A reverse mortgage, also called a conversion mortgage, allows homeowners to pledge the equity value of their home and derive an income out of it. Reverse mortgage loans are available to individuals over 62 years of age. These loans help homeowners meet some immediate cash requirements while residing in their own home. In a regular mortgage, the property holder pays the bank monthly payments. But in a reverse mortgage, the lender makes payments to the homeowner.

There are no restrictions on how one can use the profits. The payments you get are tax-free. People generally utilize reverse loans to complement retirement funds, upgrade houses, take vacations, pay off other debts, or even prevent foreclosures. In case the applicant wants to shift to a different place within the first 5 years of the loan term, reverse mortgages can become very expensive.

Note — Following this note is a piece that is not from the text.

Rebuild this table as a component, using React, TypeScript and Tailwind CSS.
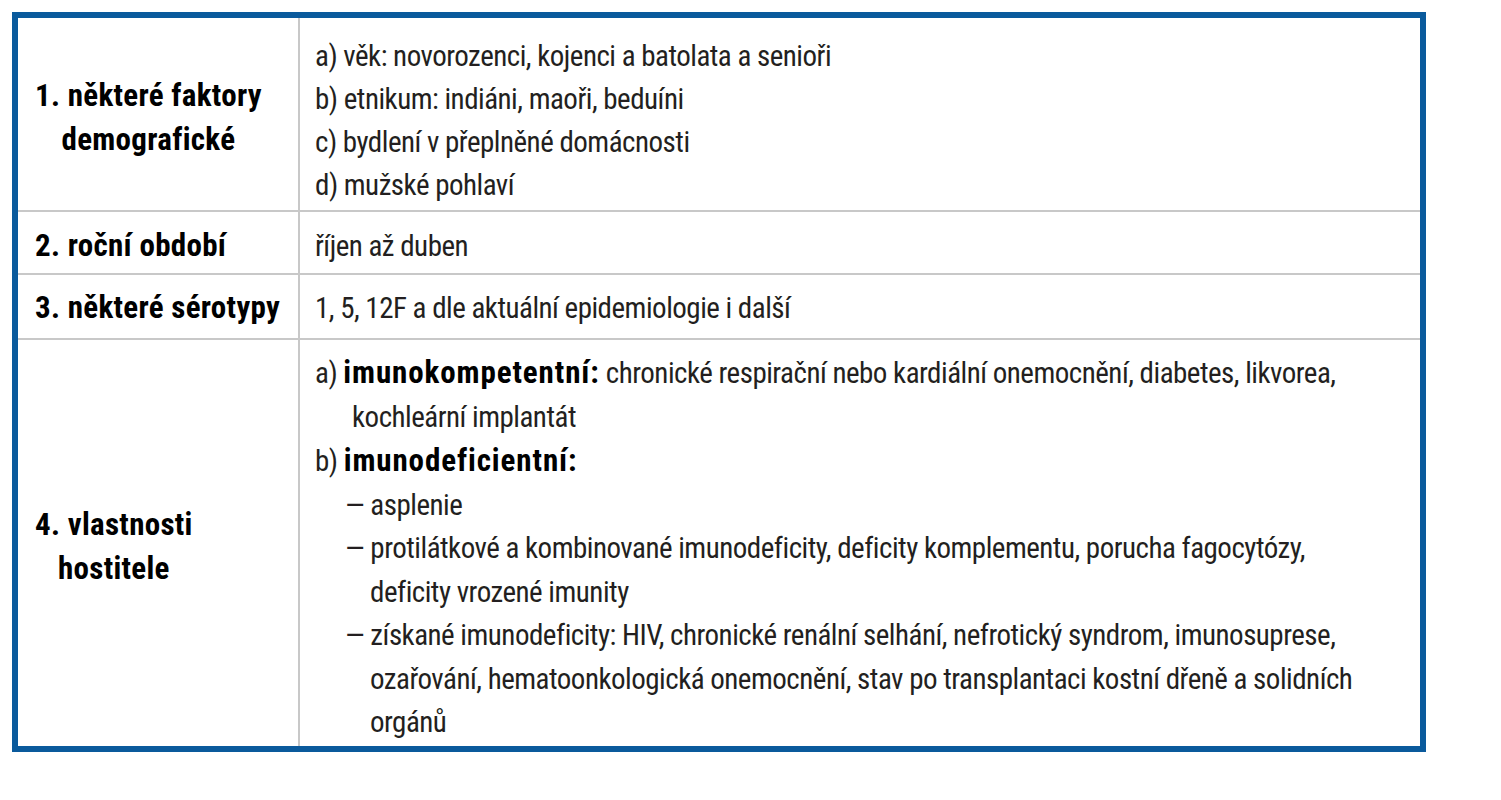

The major categories of reverse mortgages include federally insured reverse mortgages, single-purpose reverse mortgages, and proprietary reverse mortgages. The first type is insured directly by the federal government, and the last two are provided by groups licensed by the government, and banks or private financial mortgage lending organizations. Each type has different advantages and disadvantages that need to be measured while applying for a reverse mortgage.

A single-purpose reverse mortgage, the lowest-cost type of reverse mortgages to attain, can only be used for one specified purpose. Examples include property tax deferral (PTD) mortgages and deferred payment loans (DPLs). A federally insured reverse mortgage, also called a Home Equity Conversion Mortgage (HECM), provides the largest total cash benefits of all the reverse mortgage options. A proprietary reverse mortgage is more expensive than other types, and its major benefit is the higher home value limits.

A reverse mortgage offers financial security while you enjoy the comfort of your home after retirement. However, these long-term mortgage plans must be selected with utmost care. The companies and lenders which handle regular and multiple mortgages provide reverse mortgages. Customers can purchase the loan either as a lump sum or a credit line. Before selecting a plan, it is wise to consult a financial advisor who can provide you an insight on the pros and cons of a reverse mortgage.